Death Wish V strains credulity at times but only in the casually absurd way that modern action films typically do (for instance, I was unaware that open pools of acid were found in clothes manufacturing shops). While I could gripe that it takes Kersey a little too long to get his rampage on, at the same time I appreciated the leisurely, almost laconic, pace of Death Wish V. As a movie, it's not overblown or bombastic; it's not worried about losing the interest of the audience. Instead, it's a movie that mostly relies on its array of interesting faces to hold the audience's attention.
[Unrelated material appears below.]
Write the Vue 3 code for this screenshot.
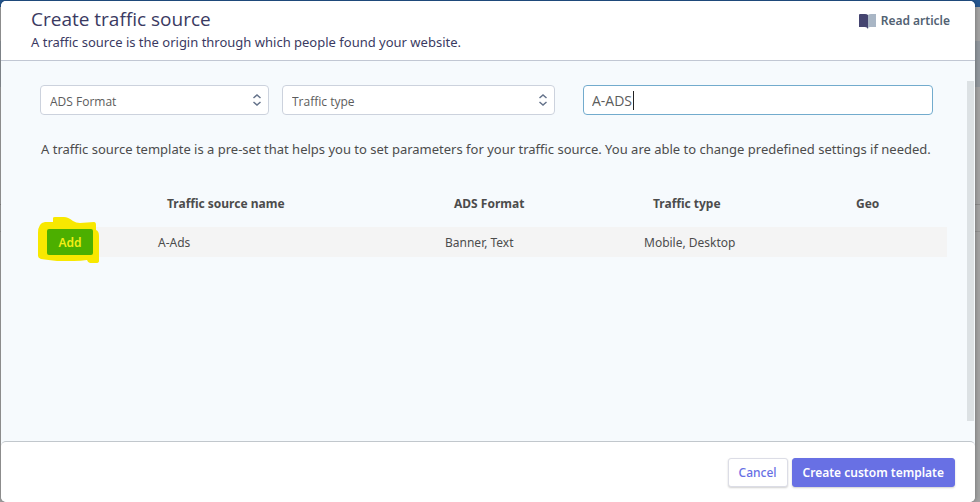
<script setup>
import { ref } from 'vue'

const format = ref('')
const trafficType = ref('')
const search = ref('A-ADS')
const sources = [{ name: 'A-Ads', formats: 'Banner, Text', types: 'Mobile, Desktop', geo: '' }]
</script>

<template>
  <div class="backdrop">
    <section class="modal" role="dialog" aria-labelledby="dialog-title">
      <header class="head">
        <div>
          <h1 id="dialog-title">Create traffic source</h1>
          <p>A traffic source is the origin through which people found your website.</p>
        </div>
        <a class="article" href="#">
          <svg width="18" height="15" viewBox="0 0 18 15" aria-hidden="true">
            <path d="M0 1Q0 0 1 0H6Q8 0 9 1V15Q8 13 6 13H0Z" fill="#444470" />
            <path d="M9 1Q10 0 12 0H17V13H11Q9 13 9 15Z" fill="#a9b6c5" />
          </svg>
          <span>Read article</span>
        </a>
      </header>

      <main class="body">
        <div class="filters">
          <div class="field">
            <select v-model="format" aria-label="ADS Format">
              <option value="">ADS Format</option>
            </select>
            <svg class="chevrons" width="10" height="12" viewBox="0 0 10 12" aria-hidden="true">
              <path d="M1.5 4L5 1L8.500 4M1.500 8L5 11L8.500 8" />
            </svg>
          </div>
          <div class="field">
            <select v-model="trafficType" aria-label="Traffic type">
              <option value="">Traffic type</option>
            </select>
            <svg class="chevrons" width="10" height="12" viewBox="0 0 10 12" aria-hidden="true">
              <path d="M1.5 4L5 1L8.500 4M1.500 8L5 11L8.500 8" />
            </svg>
          </div>
          <div class="field search">
            <input v-model="search" type="text" aria-label="Search" />
            <span class="caret"></span>
          </div>
        </div>

        <p class="hint">A traffic source template is a pre-set that helps you to set parameters for your traffic source. You are able to change predefined settings if needed.</p>

        <table>
          <colgroup>
            <col class="c-action" /><col /><col class="c-format" /><col class="c-type" /><col class="c-geo" />
          </colgroup>
          <thead>
            <tr>
              <th></th>
              <th>Traffic source name</th>
              <th>ADS Format</th>
              <th>Traffic type</th>
              <th>Geo</th>
            </tr>
          </thead>
          <tbody>
            <tr v-for="s in sources" :key="s.name">
              <td class="action">
                <svg class="marker" width="64" height="48" viewBox="0 0 64 48" aria-hidden="true">
                  <path d="M16 2Q16 1 18 1H27Q31 1 36 5Q39 7 43 7L57 6Q59 6 59 9V14Q62 15 62 20V45Q62 47 59 47H53Q51 47 50 44Q44 45 37 45H20Q11 44 4 43Q1 42 1 40V17Q1 7 8 6H16Z" fill="#f8e800" />
                </svg>
                <button class="add" type="button">Add</button>
              </td>
              <td>{{ s.name }}</td>
              <td>{{ s.formats }}</td>
              <td>{{ s.types }}</td>
              <td>{{ s.geo }}</td>
            </tr>
          </tbody>
        </table>
        <div class="scrollbar"></div>
      </main>

      <footer class="foot">
        <button class="btn cancel" type="button">Cancel</button>
        <button class="btn primary" type="button">Create custom template</button>
      </footer>
    </section>
  </div>
</template>

<style>
body {
  margin: 0;
}
</style>

<style scoped>
* {
  box-sizing: border-box;
}
.backdrop {
  min-height: 100vh;
  display: flex;
  padding: 1px 5px 0 1px;
  font-family: "Noto Sans", "Open Sans", sans-serif;
  font-size: 13px;
  color: #4c4c4c;
  background: linear-gradient(#24568f 0 7px, #a3a3a3 7px 41px, #91979d 41px 87px, #a3a3a3 87px 204px, #8b8b8b 204px 205px, #a3a3a3 205px 231px, #929292 231px 232px, #a3a3a3 232px);
}
.modal {
  flex: 1;
  display: flex;
  flex-direction: column;
  border-radius: 5px;
  overflow: hidden;
  background: #f6fafd;
  box-shadow: 0 0 5px #00000055;
}
.head {
  display: flex;
  justify-content: space-between;
  align-items: flex-start;
  height: 60px;
  padding: 6px 25px 0 30px;
  background: #fff;
  border-bottom: 1px solid #c1c7d3;
  color: #3a3a62;
}
h1 {
  margin: 0;
  font-family: "Open Sans", sans-serif;
  font-size: 19px;
  line-height: 25px;
  font-weight: 400;
}
.head p {
  margin: 0;
  line-height: 20px;
}
.article {
  display: flex;
  align-items: center;
  gap: 4px;
  padding-top: 4px;
  font-size: 12px;
  line-height: 20px;
  font-weight: 600;
  color: #526273;
  text-decoration: none;
}
.body {
  position: relative;
  flex: 1;
  padding: 24px 28px 24px 39px;
}
.filters {
  display: grid;
  grid-template-columns: 229fr 273fr 365fr;
  gap: 13px;
  padding-right: 14px;
}
.field {
  position: relative;
}
.search {
  margin-left: 15px;
}
select,
input {
  display: block;
  width: 100%;
  height: 30px;
  padding: 2px 9px 0;
  border: 1px solid #ccd2dd;
  border-radius: 4px;
  background: #fff;
  font-family: "Open Sans", sans-serif;
  font-size: 12px;
  color: #5c5c5c;
  appearance: none;
  outline: none;
}
input {
  padding: 0 8px;
  border-color: #72abcd;
  font-size: 14px;
}
.chevrons {
  position: absolute;
  right: 7px;
  top: 9px;
  fill: none;
  stroke: #65738b;
  stroke-width: 1.5;
}
.caret {
  position: absolute;
  left: 50px;
  top: 6px;
  width: 1px;
  height: 19px;
  background: #222;
}
.hint {
  margin: 24px 0 0;
  padding-left: 1px;
  line-height: 20px;
  white-space: nowrap;
}
table {
  width: 100%;
  margin-top: 31px;
  font-size: 12px;
  table-layout: fixed;
  border-collapse: collapse;
}
.c-action {
  width: 109px;
}
.c-format {
  width: 199px;
}
.c-type {
  width: 203px;
}
.c-geo {
  width: 109px;
}
th {
  height: 37px;
  padding: 0 0 9px 18px;
  text-align: left;
  font-weight: 700;
  line-height: 20px;
}
td {
  height: 30px;
  padding: 0 0 0 9px;
  background: #f4f4f4;
}
.action {
  position: relative;
  padding-left: 7px;
}
.marker {
  position: absolute;
  left: -3px;
  top: -11px;
}
.add {
  position: relative;
  display: block;
  width: 46px;
  height: 26px;
  padding: 0;
  border: 0;
  border-radius: 2px;
  background: #4caf00;
  color: #f3ee16;
  font: inherit;
  font-weight: 600;
}
.scrollbar {
  position: absolute;
  right: 1px;
  top: 20px;
  bottom: 20px;
  width: 7px;
  background: #dce1e4;
}
.foot {
  display: flex;
  justify-content: flex-end;
  align-items: center;
  gap: 4px;
  height: 61px;
  padding: 0 20px;
  background: #fff;
  border-top: 1px solid #c1c7cc;
  border-radius: 5px;
}
.btn {
  height: 29px;
  padding: 0 10px;
  border: 1px solid #6870e4;
  border-radius: 3px;
  font: inherit;
  font-size: 12px;
  font-weight: 500;
  box-shadow: 0 1px 2px #00000030;
}
.cancel {
  border-color: #dcdde6;
  background: #fff;
  color: #6870e4;
}
.primary {
  background: #6870e4;
  color: #fff;
  font-weight: 600;
}
</style>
That, and the promise that every despicable character will get theirs in the end.
A respectable farewell to the character of Paul Kersey and to Bronson as a movie star (his only remaining work before his death in 2003 was for the trio of late '90s made-for-TV movies, A Family of Cops), Death Wish V is the kind of B-level action movie that still had a good chance to hit theaters in the mid-'90s but not so much after that.
Having finally watched it, I'm bummed that I never gave Death Wish V a chance on the big screen but truthfully, even if I had I doubt if I would have appreciated it quite as much as I did seeing it for the first time last night. In 1994 I surely would have balked or rolled my eyes impatiently at the sight of Kersey using a remote control soccer ball to slay a target but now it seems like the right kind of fun at the right time.